Another situation is when teaching somewhere with limited facilities. At summer camp in Ukraine I don’t usually have the supplies or set-up to properly varnish eggs before emptying them.  Emptying finished but unvarnished pysanky is a pain–if the egg gets on the shell, it can cause the colors to run.  And even though vaseline provide a nice finish, it makes the egg a bit slippery, not a good situation for drilling and trying to empty one.  In this case it is simpler to work on emptied eggs.

Lastly, when working with children, I have realized that it is just so much simpler to use emptied eggs.  They tend to drop and break eggs much more often than adults, and this often results in crying and big messes.  If one student jiggles another’s arm, and their egg falls a few inches to the table, a full egg will break, while an empty one will not. And that just makes life so much simpler.

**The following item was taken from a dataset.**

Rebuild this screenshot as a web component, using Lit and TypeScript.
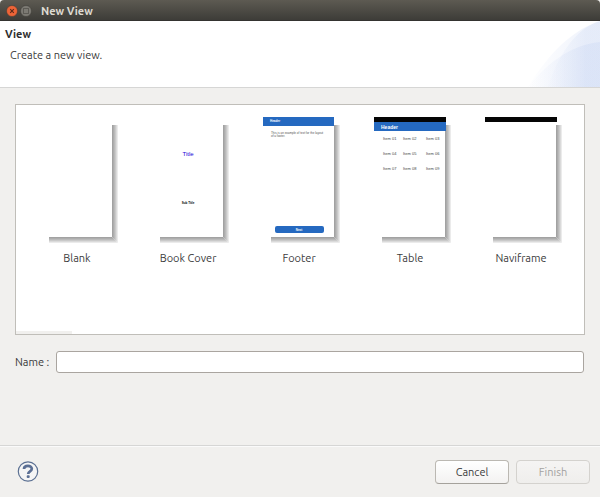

...........All in all, my classes now consist mostly of children, so I have switched for the most part to suing emptied eggs

How many eggs are needed?

It depends on the number of students in the class, their skill level, and the amount of time allotted for the class. 

I usually bring at least two eggs per student (to allow for breakage and mistakes), with a few extra in case there are more students than planned.  I would rather take unused eggs home than run out during a class.

Younger students often finish writing pysanky more quickly, as they write simpler designs and are simply more energetic. I will usually bring three eggs per young student, unless the class is very short. I have had younger students write three or four simple pysanky in a two hour session.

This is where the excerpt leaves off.